### GIVEN TASK
Omit every picture and write out the rest of the records exactly.

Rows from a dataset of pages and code
--- START ---

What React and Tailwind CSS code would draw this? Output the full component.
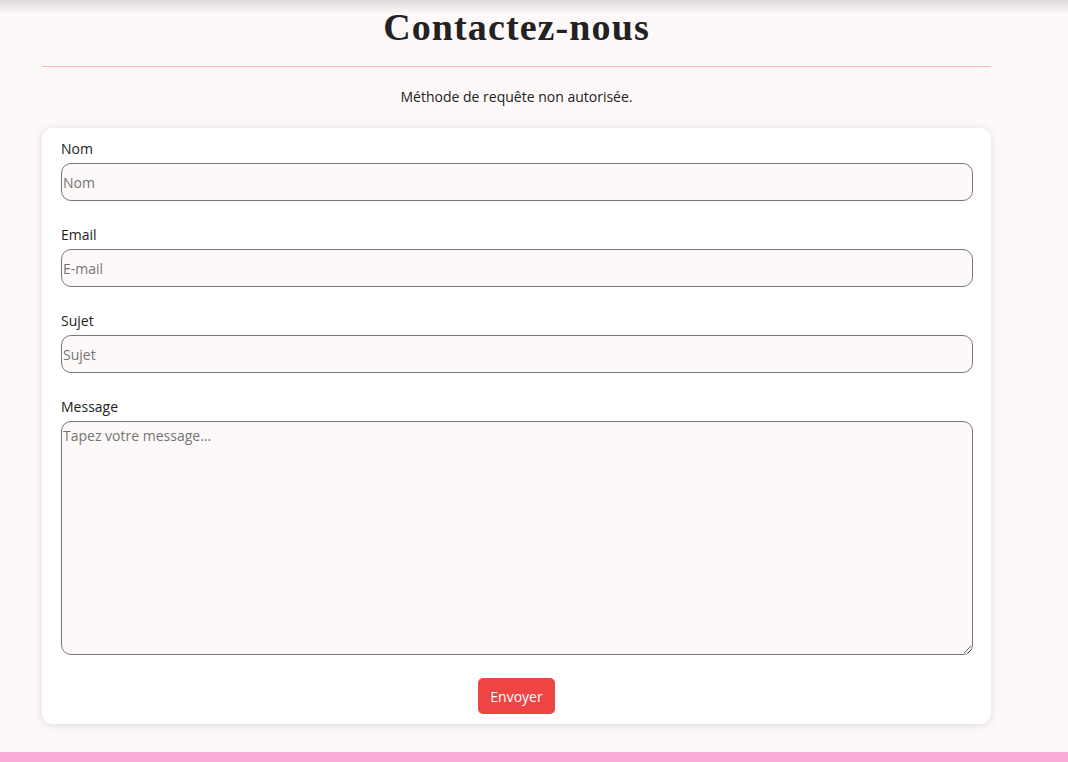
export default function App() {
  const body = { fontFamily: "'Open Sans', 'Noto Sans', sans-serif" };
  return (
    <div className="relative min-h-[762px] bg-[#fdf9f8] flex flex-col" style={body}>
      <div className="absolute left-0 right-0 top-0 h-[14px] bg-gradient-to-b from-[#dcdad9] to-[#fdf9f8]" />
      <div className="relative ml-[42px] w-[949px] flex flex-col flex-1">
        <h1
          className="text-center text-[38px] leading-[52px] font-bold tracking-[1.1px] text-[#222222] pt-[1px]"
          style={{ fontFamily: "'Liberation Serif', 'DejaVu Serif', serif" }}
        >
          Contactez-nous
        </h1>
        <div className="mt-[13px] h-px bg-[#f6b8b8]" />
        <p className="mt-[20px] text-center text-[14px] leading-[20px] text-[#222222]">
          Méthode de requête non autorisée.
        </p>
        <div className="mt-[21px] bg-white rounded-[10px] shadow-[0_1px_8px_rgba(0,0,0,0.13)] px-[19px] pt-[11px] pb-[10px]">
          {[
            ["Nom", "Nom"],
            ["Email", "E-mail"],
            ["Sujet", "Sujet"],
          ].map(([label, ph]) => (
            <div key={label} className="mb-[24px]">
              <div className="text-[14px] leading-[20px] text-[#222222] mb-[4px]">{label}</div>
              <input
                placeholder={ph}
                className="w-[912px] h-[38px] border border-[#777777] rounded-[10px] bg-[#fdf9f8] px-[1px] text-[14px] placeholder:text-[#757575] outline-none"
              />
            </div>
          ))}
          <div className="mt-[1px]">
            <div className="text-[14px] leading-[20px] text-[#222222] mb-[4px]">Message</div>
            <textarea
              placeholder="Tapez votre message..."
              className="block w-[912px] h-[234px] border border-[#777777] rounded-[10px] bg-[#fdf9f8] px-[1px] py-[3px] text-[14px] placeholder:text-[#757575] outline-none"
            />
          </div>
          <div className="flex justify-center mt-[23px]">
            <button className="w-[77px] h-[36px] rounded-[5px] bg-[#ef4444] text-white text-[14px]">
              Envoyer
            </button>
          </div>
        </div>
        <div className="flex-1" />
      </div>
      <div className="h-[28px]" />
      <div className="h-[10px] bg-[#f9acd8]" />
    </div>
  );
}
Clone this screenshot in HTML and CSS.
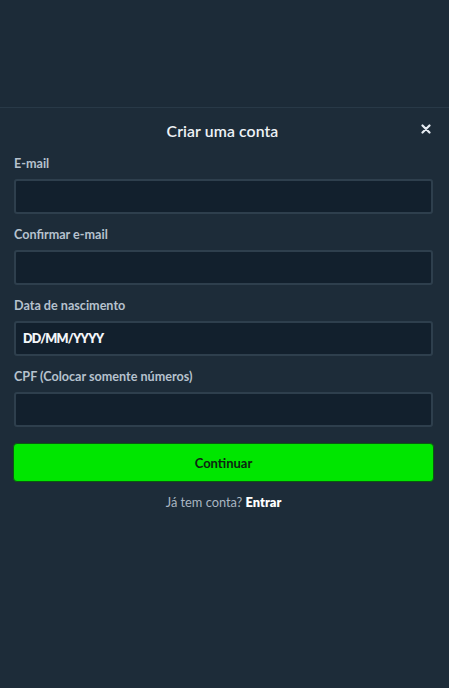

--- END ---

### COMPLETE OUTPUT
What React and Tailwind CSS code would draw this? Output the full component.
export default function App() {
  const body = { fontFamily: "'Open Sans', 'Noto Sans', sans-serif" };
  return (
    <div className="relative min-h-[762px] bg-[#fdf9f8] flex flex-col" style={body}>
      <div className="absolute left-0 right-0 top-0 h-[14px] bg-gradient-to-b from-[#dcdad9] to-[#fdf9f8]" />
      <div className="relative ml-[42px] w-[949px] flex flex-col flex-1">
        <h1
          className="text-center text-[38px] leading-[52px] font-bold tracking-[1.1px] text-[#222222] pt-[1px]"
          style={{ fontFamily: "'Liberation Serif', 'DejaVu Serif', serif" }}
        >
          Contactez-nous
        </h1>
        <div className="mt-[13px] h-px bg-[#f6b8b8]" />
        <p className="mt-[20px] text-center text-[14px] leading-[20px] text-[#222222]">
          Méthode de requête non autorisée.
        </p>
        <div className="mt-[21px] bg-white rounded-[10px] shadow-[0_1px_8px_rgba(0,0,0,0.13)] px-[19px] pt-[11px] pb-[10px]">
          {[
            ["Nom", "Nom"],
            ["Email", "E-mail"],
            ["Sujet", "Sujet"],
          ].map(([label, ph]) => (
            <div key={label} className="mb-[24px]">
              <div className="text-[14px] leading-[20px] text-[#222222] mb-[4px]">{label}</div>
              <input
                placeholder={ph}
                className="w-[912px] h-[38px] border border-[#777777] rounded-[10px] bg-[#fdf9f8] px-[1px] text-[14px] placeholder:text-[#757575] outline-none"
              />
            </div>
          ))}
          <div className="mt-[1px]">
            <div className="text-[14px] leading-[20px] text-[#222222] mb-[4px]">Message</div>
            <textarea
              placeholder="Tapez votre message..."
              className="block w-[912px] h-[234px] border border-[#777777] rounded-[10px] bg-[#fdf9f8] px-[1px] py-[3px] text-[14px] placeholder:text-[#757575] outline-none"
            />
          </div>
          <div className="flex justify-center mt-[23px]">
            <button className="w-[77px] h-[36px] rounded-[5px] bg-[#ef4444] text-white text-[14px]">
              Envoyer
            </button>
          </div>
        </div>
        <div className="flex-1" />
      </div>
      <div className="h-[28px]" />
      <div className="h-[10px] bg-[#f9acd8]" />
    </div>
  );
}
Clone this screenshot in HTML and CSS.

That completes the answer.